====== DATA PROVIDED ======

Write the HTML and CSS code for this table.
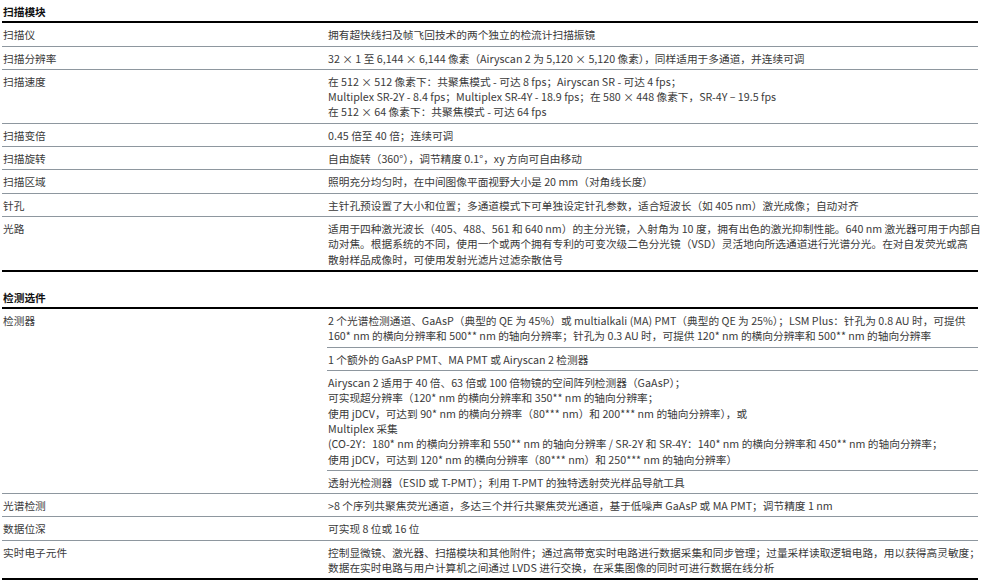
FILE: index.html
```html
<!DOCTYPE html>
<html lang="zh-CN">
<head>
<meta charset="utf-8">
<title>扫描模块 / 检测选件</title>
<link rel="stylesheet" href="styles.css">
</head>
<body>
<div class="page">
  <section class="spec">
    <h2 class="spec-title">扫描模块</h2>
    <div class="spec-body">
      <div class="row"><div class="label">扫描仪</div><div class="value">拥有超快线扫及帧飞回技术的两个独立的检流计扫描振镜</div></div>
      <div class="row"><div class="label">扫描分辨率</div><div class="value">32 × 1 至 6,144 × 6,144 像素（Airyscan 2 为 5,120 × 5,120 像素），同样适用于多通道，并连续可调</div></div>
      <div class="row"><div class="label">扫描速度</div><div class="value">在 512 × 512 像素下：共聚焦模式 - 可达 8 fps；Airyscan SR - 可达 4 fps；<br>Multiplex SR-2Y - 8.4 fps；Multiplex SR-4Y - 18.9 fps；在 580 × 448 像素下，SR-4Y – 19.5 fps<br>在 512 × 64 像素下：共聚焦模式 - 可达 64 fps</div></div>
      <div class="row"><div class="label">扫描变倍</div><div class="value">0.45 倍至 40 倍；连续可调</div></div>
      <div class="row"><div class="label">扫描旋转</div><div class="value">自由旋转（360°），调节精度 0.1°，xy 方向可自由移动</div></div>
      <div class="row"><div class="label">扫描区域</div><div class="value">照明充分均匀时，在中间图像平面视野大小是 20 mm（对角线长度）</div></div>
      <div class="row"><div class="label">针孔</div><div class="value">主针孔预设置了大小和位置；多通道模式下可单独设定针孔参数，适合短波长（如 405 nm）激光成像；自动对齐</div></div>
      <div class="row"><div class="label">光路</div><div class="value">适用于四种激光波长（405、488、561 和 640 nm）的主分光镜，入射角为 10 度，拥有出色的激光抑制性能。640 nm 激光器可用于内部自<br>动对焦。根据系统的不同，使用一个或两个拥有专利的可变次级二色分光镜（VSD）灵活地向所选通道进行光谱分光。在对自发荧光或高<br>散射样品成像时，可使用发射光滤片过滤杂散信号</div></div>
    </div>
  </section>

  <section class="spec spec-next">
    <h2 class="spec-title">检测选件</h2>
    <div class="spec-body">
      <div class="row"><div class="label">检测器</div>
        <div class="value-group">
          <div class="sub">2 个光谱检测通道、GaAsP（典型的 QE 为 45%）或 multialkali (MA) PMT（典型的 QE 为 25%）；LSM Plus：针孔为 0.8 AU 时，可提供<br>160* nm 的横向分辨率和 500** nm 的轴向分辨率；针孔为 0.3 AU 时，可提供 120* nm 的横向分辨率和 500** nm 的轴向分辨率</div>
          <div class="sub">1 个额外的 GaAsP PMT、MA PMT 或 Airyscan 2 检测器</div>
          <div class="sub">Airyscan 2 适用于 40 倍、63 倍或 100 倍物镜的空间阵列检测器（GaAsP）；<br>可实现超分辨率（120* nm 的横向分辨率和 350** nm 的轴向分辨率；<br>使用 jDCV，可达到 90* nm 的横向分辨率（80*** nm）和 200*** nm 的轴向分辨率），或<br>Multiplex 采集<br>(CO-2Y：180* nm 的横向分辨率和 550** nm 的轴向分辨率 / SR-2Y 和 SR-4Y：140* nm 的横向分辨率和 450** nm 的轴向分辨率；<br>使用 jDCV，可达到 120* nm 的横向分辨率（80*** nm）和 250*** nm 的轴向分辨率）</div>
          <div class="sub">透射光检测器（ESID 或 T-PMT）；利用 T-PMT 的独特透射荧光样品导航工具</div>
        </div>
      </div>
      <div class="row"><div class="label">光谱检测</div><div class="value">&gt;8 个序列共聚焦荧光通道，多达三个并行共聚焦荧光通道，基于低噪声 GaAsP 或 MA PMT；调节精度 1 nm</div></div>
      <div class="row"><div class="label">数据位深</div><div class="value">可实现 8 位或 16 位</div></div>
      <div class="row"><div class="label">实时电子元件</div><div class="value">控制显微镜、激光器、扫描模块和其他附件；通过高带宽实时电路进行数据采集和同步管理；过量采样读取逻辑电路，用以获得高灵敏度；<br>数据在实时电路与用户计算机之间通过 LVDS 进行交换，在采集图像的同时可进行数据在线分析</div></div>
    </div>
  </section>
</div>
</body>
</html>
```

FILE: styles.css
```css
html, body {
  margin: 0;
  padding: 0;
  background: #ffffff;
}

body {
  font-family: "Noto Sans CJK SC", "Noto Sans", sans-serif;
  font-size: 10.7px;
  line-height: 15.3px;
  color: #3a3a3a;
}

.page {
  width: 976px;
  padding-left: 2px;
}

.spec-next {
  margin-top: 14px;
}

.spec-title {
  margin: 0;
  padding: 4px 1px 2px;
  font-size: 10.7px;
  line-height: 15.3px;
  font-weight: bold;
  color: #111111;
  border-bottom: 2px solid #000000;
}

.spec-body {
  border-bottom: 2px solid #000000;
}

.row {
  display: grid;
  grid-template-columns: 325px 1fr;
  border-bottom: 1px solid #8e979f;
}

.row:last-child {
  border-bottom: none;
}

.label {
  padding: 4px 1px 3px;
}

.value {
  padding: 4px 1px 3px;
  white-space: nowrap;
}

.sub {
  padding: 4px 1px 3px;
  white-space: nowrap;
  border-bottom: 1px solid #8e979f;
}

.sub:last-child {
  border-bottom: none;
}
```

======

AIM: Each line of the data should be quoted exactly, with pictures left out.

EXERCISE SOLUTION:
Write the HTML and CSS code for this table.
FILE: index.html
```html
<!DOCTYPE html>
<html lang="zh-CN">
<head>
<meta charset="utf-8">
<title>扫描模块 / 检测选件</title>
<link rel="stylesheet" href="styles.css">
</head>
<body>
<div class="page">
  <section class="spec">
    <h2 class="spec-title">扫描模块</h2>
    <div class="spec-body">
      <div class="row"><div class="label">扫描仪</div><div class="value">拥有超快线扫及帧飞回技术的两个独立的检流计扫描振镜</div></div>
      <div class="row"><div class="label">扫描分辨率</div><div class="value">32 × 1 至 6,144 × 6,144 像素（Airyscan 2 为 5,120 × 5,120 像素），同样适用于多通道，并连续可调</div></div>
      <div class="row"><div class="label">扫描速度</div><div class="value">在 512 × 512 像素下：共聚焦模式 - 可达 8 fps；Airyscan SR - 可达 4 fps；<br>Multiplex SR-2Y - 8.4 fps；Multiplex SR-4Y - 18.9 fps；在 580 × 448 像素下，SR-4Y – 19.5 fps<br>在 512 × 64 像素下：共聚焦模式 - 可达 64 fps</div></div>
      <div class="row"><div class="label">扫描变倍</div><div class="value">0.45 倍至 40 倍；连续可调</div></div>
      <div class="row"><div class="label">扫描旋转</div><div class="value">自由旋转（360°），调节精度 0.1°，xy 方向可自由移动</div></div>
      <div class="row"><div class="label">扫描区域</div><div class="value">照明充分均匀时，在中间图像平面视野大小是 20 mm（对角线长度）</div></div>
      <div class="row"><div class="label">针孔</div><div class="value">主针孔预设置了大小和位置；多通道模式下可单独设定针孔参数，适合短波长（如 405 nm）激光成像；自动对齐</div></div>
      <div class="row"><div class="label">光路</div><div class="value">适用于四种激光波长（405、488、561 和 640 nm）的主分光镜，入射角为 10 度，拥有出色的激光抑制性能。640 nm 激光器可用于内部自<br>动对焦。根据系统的不同，使用一个或两个拥有专利的可变次级二色分光镜（VSD）灵活地向所选通道进行光谱分光。在对自发荧光或高<br>散射样品成像时，可使用发射光滤片过滤杂散信号</div></div>
    </div>
  </section>

  <section class="spec spec-next">
    <h2 class="spec-title">检测选件</h2>
    <div class="spec-body">
      <div class="row"><div class="label">检测器</div>
        <div class="value-group">
          <div class="sub">2 个光谱检测通道、GaAsP（典型的 QE 为 45%）或 multialkali (MA) PMT（典型的 QE 为 25%）；LSM Plus：针孔为 0.8 AU 时，可提供<br>160* nm 的横向分辨率和 500** nm 的轴向分辨率；针孔为 0.3 AU 时，可提供 120* nm 的横向分辨率和 500** nm 的轴向分辨率</div>
          <div class="sub">1 个额外的 GaAsP PMT、MA PMT 或 Airyscan 2 检测器</div>
          <div class="sub">Airyscan 2 适用于 40 倍、63 倍或 100 倍物镜的空间阵列检测器（GaAsP）；<br>可实现超分辨率（120* nm 的横向分辨率和 350** nm 的轴向分辨率；<br>使用 jDCV，可达到 90* nm 的横向分辨率（80*** nm）和 200*** nm 的轴向分辨率），或<br>Multiplex 采集<br>(CO-2Y：180* nm 的横向分辨率和 550** nm 的轴向分辨率 / SR-2Y 和 SR-4Y：140* nm 的横向分辨率和 450** nm 的轴向分辨率；<br>使用 jDCV，可达到 120* nm 的横向分辨率（80*** nm）和 250*** nm 的轴向分辨率）</div>
          <div class="sub">透射光检测器（ESID 或 T-PMT）；利用 T-PMT 的独特透射荧光样品导航工具</div>
        </div>
      </div>
      <div class="row"><div class="label">光谱检测</div><div class="value">&gt;8 个序列共聚焦荧光通道，多达三个并行共聚焦荧光通道，基于低噪声 GaAsP 或 MA PMT；调节精度 1 nm</div></div>
      <div class="row"><div class="label">数据位深</div><div class="value">可实现 8 位或 16 位</div></div>
      <div class="row"><div class="label">实时电子元件</div><div class="value">控制显微镜、激光器、扫描模块和其他附件；通过高带宽实时电路进行数据采集和同步管理；过量采样读取逻辑电路，用以获得高灵敏度；<br>数据在实时电路与用户计算机之间通过 LVDS 进行交换，在采集图像的同时可进行数据在线分析</div></div>
    </div>
  </section>
</div>
</body>
</html>
```

FILE: styles.css
```css
html, body {
  margin: 0;
  padding: 0;
  background: #ffffff;
}

body {
  font-family: "Noto Sans CJK SC", "Noto Sans", sans-serif;
  font-size: 10.7px;
  line-height: 15.3px;
  color: #3a3a3a;
}

.page {
  width: 976px;
  padding-left: 2px;
}

.spec-next {
  margin-top: 14px;
}

.spec-title {
  margin: 0;
  padding: 4px 1px 2px;
  font-size: 10.7px;
  line-height: 15.3px;
  font-weight: bold;
  color: #111111;
  border-bottom: 2px solid #000000;
}

.spec-body {
  border-bottom: 2px solid #000000;
}

.row {
  display: grid;
  grid-template-columns: 325px 1fr;
  border-bottom: 1px solid #8e979f;
}

.row:last-child {
  border-bottom: none;
}

.label {
  padding: 4px 1px 3px;
}

.value {
  padding: 4px 1px 3px;
  white-space: nowrap;
}

.sub {
  padding: 4px 1px 3px;
  white-space: nowrap;
  border-bottom: 1px solid #8e979f;
}

.sub:last-child {
  border-bottom: none;
}
```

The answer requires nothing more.